The Obama administration has been working long and hard to make the sequester spending reductions, which are really quite modest and only slow the rate of federal spending growth rather than cutting it, as painful as possible. Because President Obama and Democrats just can’t let the public catch on to the idea that there might be lots of government spending that can be cut without any real change in our day-to-day lives.

But one area where they’ve been unsuccessful is air travel. Despite promises that the sequester would result in an air travel nightmare (as if our air travel nightmares could get any worse) things are pretty much carrying on as they always have:

More than a month after Transportation Secretary Ray LaHood warned of “calamity” in the skies, travelers are still flying. Airlines aren’t yet canceling flights. And there’s no sign of the long lines the Obama administration warned everyone to expect when automatic spending cuts hit March 1.

What happened?

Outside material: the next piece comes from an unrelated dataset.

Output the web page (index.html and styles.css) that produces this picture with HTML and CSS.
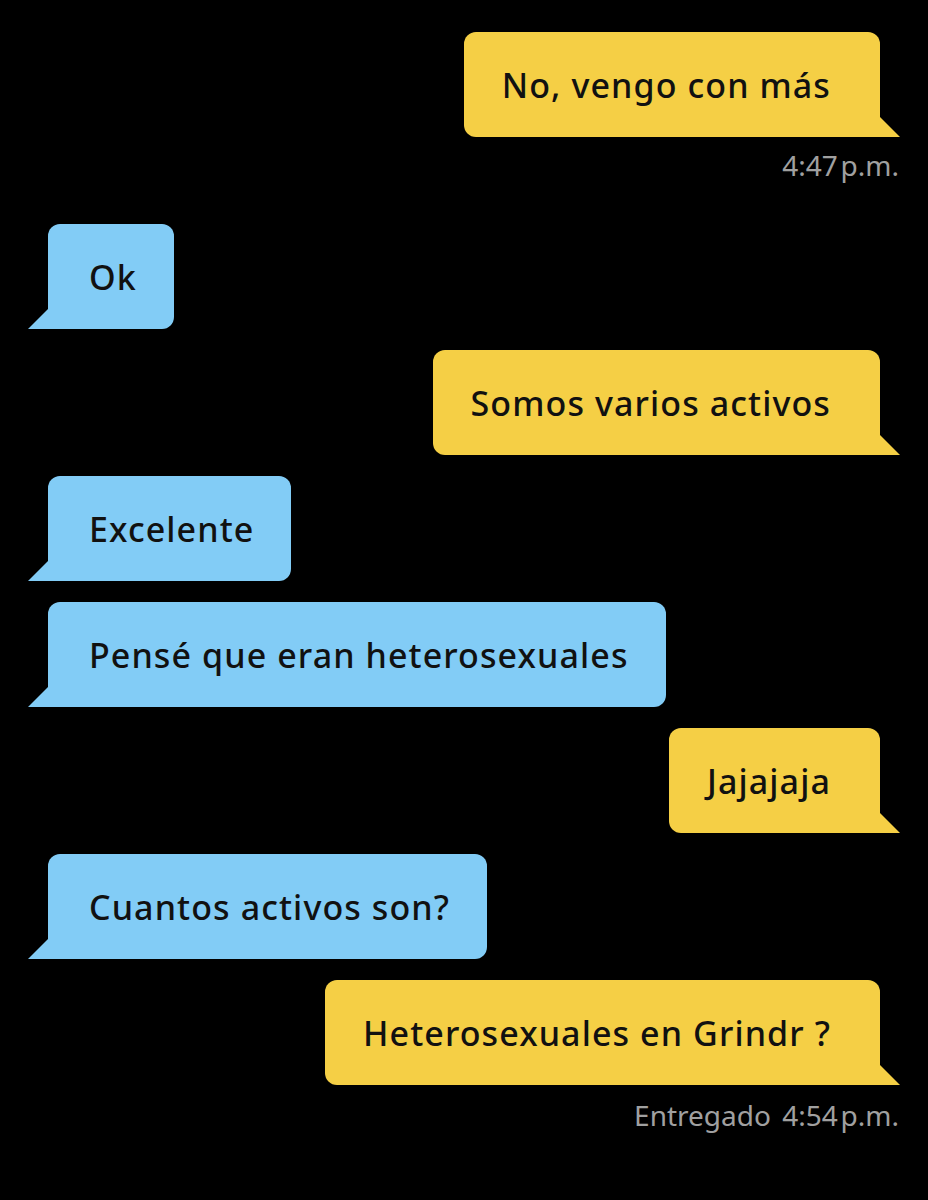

The much-feared budget ax is turning out to be a slow-rolling series of snips, with effects that have been much more gradual or modest than projected.

Airlines have yet to suspend or cancel flights in response to the cuts, even though LaHood predicted during a White House appearance Feb. 22 that they would do so “within the next 30 days.” …

The alarms about air travel are a prime example of how the White House “badly miscalculated” its rollout of the sequester, House Aviation Subcommittee Chairman Frank LoBiondo (R-N.J.) said.

He reserved particular ire for suggestions that the administration instructed agencies not to prepare until almost the bitter end, then pulled out a megaphone to broadcast impending doom.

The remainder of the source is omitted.